-- begin EXTRACTED RECORDS --

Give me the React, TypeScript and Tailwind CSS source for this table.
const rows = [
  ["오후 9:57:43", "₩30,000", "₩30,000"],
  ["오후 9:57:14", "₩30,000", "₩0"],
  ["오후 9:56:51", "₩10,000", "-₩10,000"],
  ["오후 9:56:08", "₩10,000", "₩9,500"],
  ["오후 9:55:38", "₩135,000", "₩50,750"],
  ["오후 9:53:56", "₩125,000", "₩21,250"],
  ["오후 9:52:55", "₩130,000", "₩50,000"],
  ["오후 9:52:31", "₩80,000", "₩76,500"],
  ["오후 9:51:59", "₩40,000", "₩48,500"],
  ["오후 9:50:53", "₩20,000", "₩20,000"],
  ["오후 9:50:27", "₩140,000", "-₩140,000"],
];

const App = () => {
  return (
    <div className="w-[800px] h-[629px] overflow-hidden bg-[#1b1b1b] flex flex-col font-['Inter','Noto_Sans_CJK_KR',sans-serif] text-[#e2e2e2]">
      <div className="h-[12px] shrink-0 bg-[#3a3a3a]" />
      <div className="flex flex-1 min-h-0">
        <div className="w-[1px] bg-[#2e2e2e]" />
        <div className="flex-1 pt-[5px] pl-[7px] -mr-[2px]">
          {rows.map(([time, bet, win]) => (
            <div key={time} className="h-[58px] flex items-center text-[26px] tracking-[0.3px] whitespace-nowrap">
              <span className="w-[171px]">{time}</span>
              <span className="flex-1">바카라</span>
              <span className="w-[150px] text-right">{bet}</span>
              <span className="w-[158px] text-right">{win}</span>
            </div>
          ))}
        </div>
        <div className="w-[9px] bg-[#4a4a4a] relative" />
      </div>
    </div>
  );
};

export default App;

-- end EXTRACTED RECORDS --
-- begin EXTRACTED RECORDS --

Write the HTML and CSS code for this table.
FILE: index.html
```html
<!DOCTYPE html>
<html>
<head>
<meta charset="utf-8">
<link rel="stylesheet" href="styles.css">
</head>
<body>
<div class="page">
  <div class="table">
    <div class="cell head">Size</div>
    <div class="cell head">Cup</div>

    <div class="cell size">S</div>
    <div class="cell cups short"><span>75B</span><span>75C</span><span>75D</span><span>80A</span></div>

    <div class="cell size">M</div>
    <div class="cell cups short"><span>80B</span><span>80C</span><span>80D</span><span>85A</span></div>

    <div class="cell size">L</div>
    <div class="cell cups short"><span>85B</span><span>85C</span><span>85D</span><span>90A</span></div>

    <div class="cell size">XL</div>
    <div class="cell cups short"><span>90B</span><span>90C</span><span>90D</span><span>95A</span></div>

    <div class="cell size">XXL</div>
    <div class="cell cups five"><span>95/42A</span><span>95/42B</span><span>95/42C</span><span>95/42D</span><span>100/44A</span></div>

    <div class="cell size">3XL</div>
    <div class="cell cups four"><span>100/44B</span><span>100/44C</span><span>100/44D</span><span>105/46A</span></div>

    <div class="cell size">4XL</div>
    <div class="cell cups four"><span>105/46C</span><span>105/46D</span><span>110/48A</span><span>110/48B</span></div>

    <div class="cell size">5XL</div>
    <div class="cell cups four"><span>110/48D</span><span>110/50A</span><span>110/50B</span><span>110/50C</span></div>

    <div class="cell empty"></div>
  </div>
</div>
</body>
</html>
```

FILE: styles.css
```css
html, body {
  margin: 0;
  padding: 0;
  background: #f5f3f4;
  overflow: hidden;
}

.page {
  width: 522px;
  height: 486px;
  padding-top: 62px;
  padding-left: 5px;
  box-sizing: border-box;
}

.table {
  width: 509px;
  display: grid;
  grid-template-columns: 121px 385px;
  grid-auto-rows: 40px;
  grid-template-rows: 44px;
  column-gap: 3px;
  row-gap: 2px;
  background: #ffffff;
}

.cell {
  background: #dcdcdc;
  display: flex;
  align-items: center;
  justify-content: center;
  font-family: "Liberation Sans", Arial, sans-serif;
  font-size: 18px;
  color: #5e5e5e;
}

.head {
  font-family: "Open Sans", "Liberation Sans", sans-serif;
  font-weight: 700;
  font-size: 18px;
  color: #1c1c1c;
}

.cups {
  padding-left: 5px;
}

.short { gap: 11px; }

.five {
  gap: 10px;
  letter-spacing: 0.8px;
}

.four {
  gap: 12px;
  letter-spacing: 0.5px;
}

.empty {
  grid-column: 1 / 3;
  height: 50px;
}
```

-- end EXTRACTED RECORDS --

:: THE EXERCISE ::
Reproduce verbatim the lines above, from the line with "Give me the" through the line with "export default App;".

:: SOLUTION TO THIS TASK ::
Give me the React, TypeScript and Tailwind CSS source for this table.
const rows = [
  ["오후 9:57:43", "₩30,000", "₩30,000"],
  ["오후 9:57:14", "₩30,000", "₩0"],
  ["오후 9:56:51", "₩10,000", "-₩10,000"],
  ["오후 9:56:08", "₩10,000", "₩9,500"],
  ["오후 9:55:38", "₩135,000", "₩50,750"],
  ["오후 9:53:56", "₩125,000", "₩21,250"],
  ["오후 9:52:55", "₩130,000", "₩50,000"],
  ["오후 9:52:31", "₩80,000", "₩76,500"],
  ["오후 9:51:59", "₩40,000", "₩48,500"],
  ["오후 9:50:53", "₩20,000", "₩20,000"],
  ["오후 9:50:27", "₩140,000", "-₩140,000"],
];

const App = () => {
  return (
    <div className="w-[800px] h-[629px] overflow-hidden bg-[#1b1b1b] flex flex-col font-['Inter','Noto_Sans_CJK_KR',sans-serif] text-[#e2e2e2]">
      <div className="h-[12px] shrink-0 bg-[#3a3a3a]" />
      <div className="flex flex-1 min-h-0">
        <div className="w-[1px] bg-[#2e2e2e]" />
        <div className="flex-1 pt-[5px] pl-[7px] -mr-[2px]">
          {rows.map(([time, bet, win]) => (
            <div key={time} className="h-[58px] flex items-center text-[26px] tracking-[0.3px] whitespace-nowrap">
              <span className="w-[171px]">{time}</span>
              <span className="flex-1">바카라</span>
              <span className="w-[150px] text-right">{bet}</span>
              <span className="w-[158px] text-right">{win}</span>
            </div>
          ))}
        </div>
        <div className="w-[9px] bg-[#4a4a4a] relative" />
      </div>
    </div>
  );
};

export default App;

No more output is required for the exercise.